Postby dirktheeng » Mon Dec 26, 2011 6:25 pm

All,

I did a bunch of testing with acrylic cutting today with the new PPI system. I am 100% convinced that it is much safer. I could not sustain a flame on the underside of the cut as long as my duty cycle was low.

I did several tests. The first tests I did was to take the table out and secure the acrylic to the table frame. I tried to get a spontaneous flame by setting the PPI pulse width very high and the power to maximum and changing feed rates. I could not do it. I got a bunch of smoke, but nothing ignited on its own. (this does not mean that it could not happen, just that it is not likely).

That really confused me because I would almost always get a flame with the continuous on control and my old table. Setting the pulse width to something like 1s is the same as full on with a PPI control, so that should have done it. So I thought, well maybe the danger comes in when the laser is cutting and hits the table or something stuck to it. I put my new table back in (which is one of the aluminum light vents) and tried again. On a clean area of the table, I could not get a flame. Then I set up the cut to go over a piece of plywood that was stuck to the table from all the cutting I did for Christmas presents this year (I still hadn't cleaned up everything yet). Sure enough, I got ignition and the flame was sustained as long as the laser was on.

Next I set the PPI settings back to what I would normally use to make a cut, 3ms pulse width and some reasonable PPI and feed rate (like 400 PPI, and 200 mm/min). I passed over the same area and when it hit the wood, the flame ignited, but did not sustain after the laser moved off of it.

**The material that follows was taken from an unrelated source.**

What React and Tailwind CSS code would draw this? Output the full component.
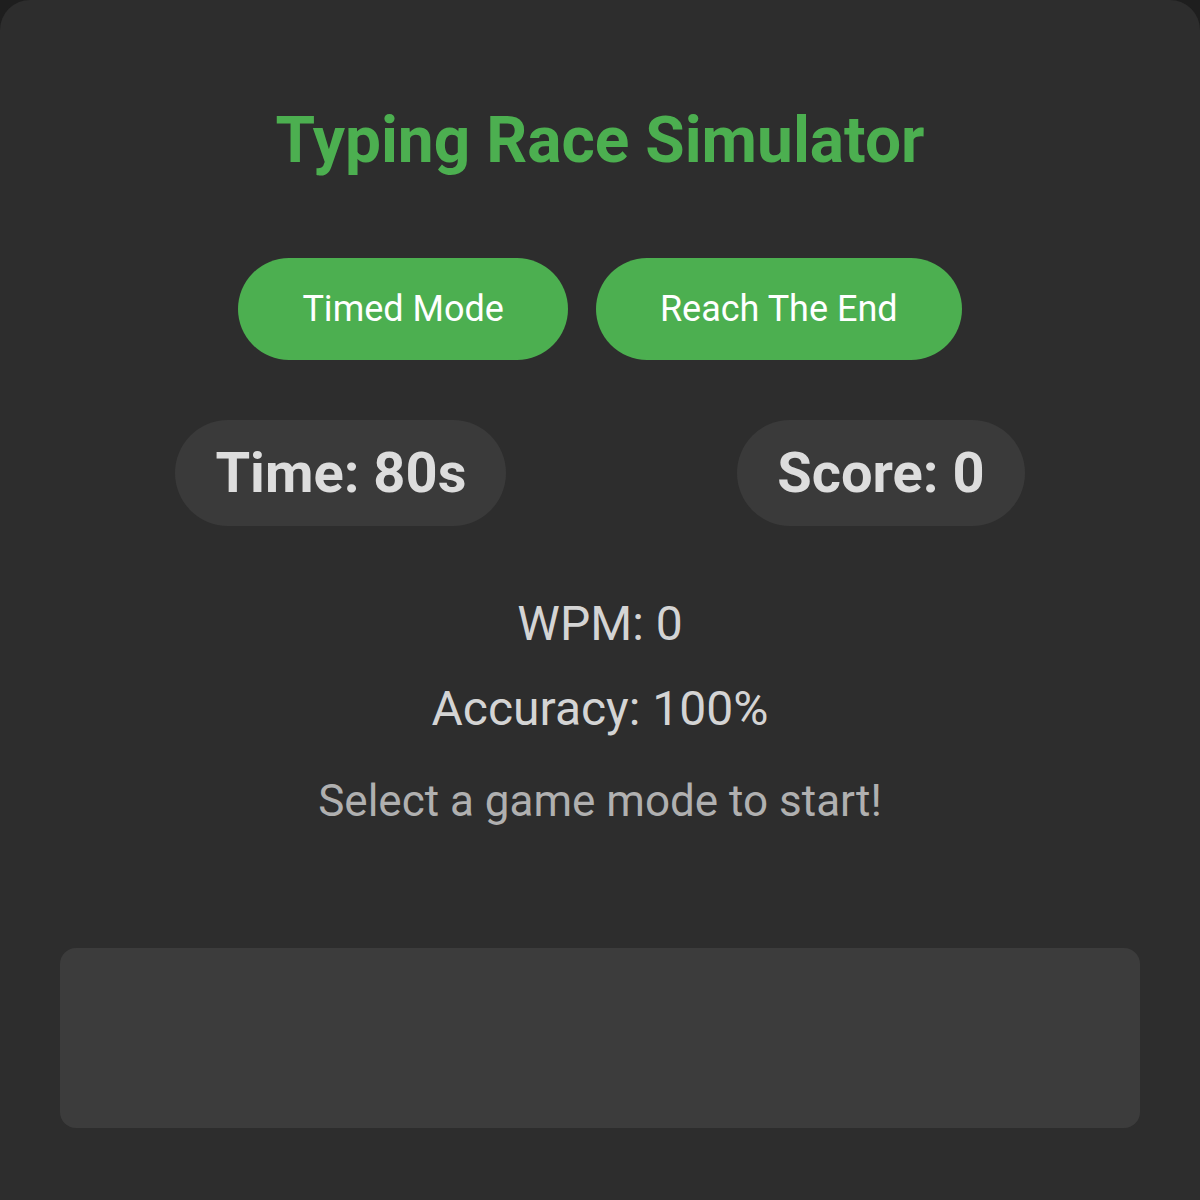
export default function App() {
  return (
    <div className="w-[1200px] h-[1200px] overflow-hidden bg-[#1e1e1e]" style={{ fontFamily: 'Roboto, "Noto Sans", sans-serif' }}>
      <div className="h-[1240px] rounded-t-[30px] bg-[#2d2d2d] px-[60px] pt-[60px] flex flex-col items-center">
        <h1 className="mt-[43px] text-[64px] leading-[75px] font-bold text-[#4caf50]">Typing Race Simulator</h1>
        <div className="mt-[80px] flex gap-[28px]">
          <button className="h-[102px] px-[64px] rounded-full bg-[#4caf50] text-white text-[36px] leading-[42px]">Timed Mode</button>
          <button className="h-[102px] px-[64px] rounded-full bg-[#4caf50] text-white text-[36px] leading-[42px]">Reach The End</button>
        </div>
        <div className="mt-[60px] w-full flex justify-around">
          <div className="h-[106px] px-[40px] rounded-full bg-[#3a3a3a] text-[#dddddd] text-[56px] leading-[106px] font-bold">Time: 80s</div>
          <div className="h-[106px] px-[40px] rounded-full bg-[#3a3a3a] text-[#dddddd] text-[56px] leading-[106px] font-bold">Score: 0</div>
        </div>
        <div className="mt-[70px] text-[48px] leading-[56px] text-[#d4d4d4]">WPM: 0</div>
        <div className="mt-[29px] text-[48px] leading-[56px] text-[#d4d4d4]">Accuracy: 100%</div>
        <div className="mt-[38px] text-[44px] leading-[52px] text-[#b0b0b0]">Select a game mode to start!</div>
        <div className="mt-[121px] w-full h-[180px] rounded-[16px] bg-[#3c3c3c]"></div>
      </div>
    </div>
  );
}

Further the flame did not seem to be very hot as it did not produce any bubbling of the acrylic on the bottom like it did before (it seemed to be pulsating and not like a candle flame like before). I tried with both 1/8" and 1/4" acrylic, same results.

Moral of the story: when cutting acrylic use a non-flamable table material (like aluminum) and always clean any gunk off the table from cutting things like wood. Always clean up cut pieces that fall through the table as the laser can burn those too. Set up a PPI system either through EMC2 like Ben or by hardware like I did. Run the material at a slow feed rate with PPI to reduce duty cycle to keep flammable gas concentrations low and reduce heat input to the material.

PS: I ran 1/4" acrylic at 50mm/min, 1200 PPI, and 3ms pulse width and got some stunning cut quality results. Sides were nice and smooth and there were no bubbles from overheating the material, not even in sharp corners. The only distortion on either surface was very small marks from where the laser crossed a rib in the table. The piece came out with no effort and was so tight and accurately cut that it squeaked as I took it out. It was done in a single pass and there was no flame problems. I am continually amazed at the difference PPI makes in cutting. I spent an entire day trying to get the settings right with just "on/off" control and I couldn't even come close to these results, especially with one pass. Granted the feed rate is slow so it takes time. That said, I couldn't even think about running the laser that slowly without PPI as it would just melt/bubble the plastic. To get good results with PPI, raise the PPI, lower the pulse width, and lower the feed rate.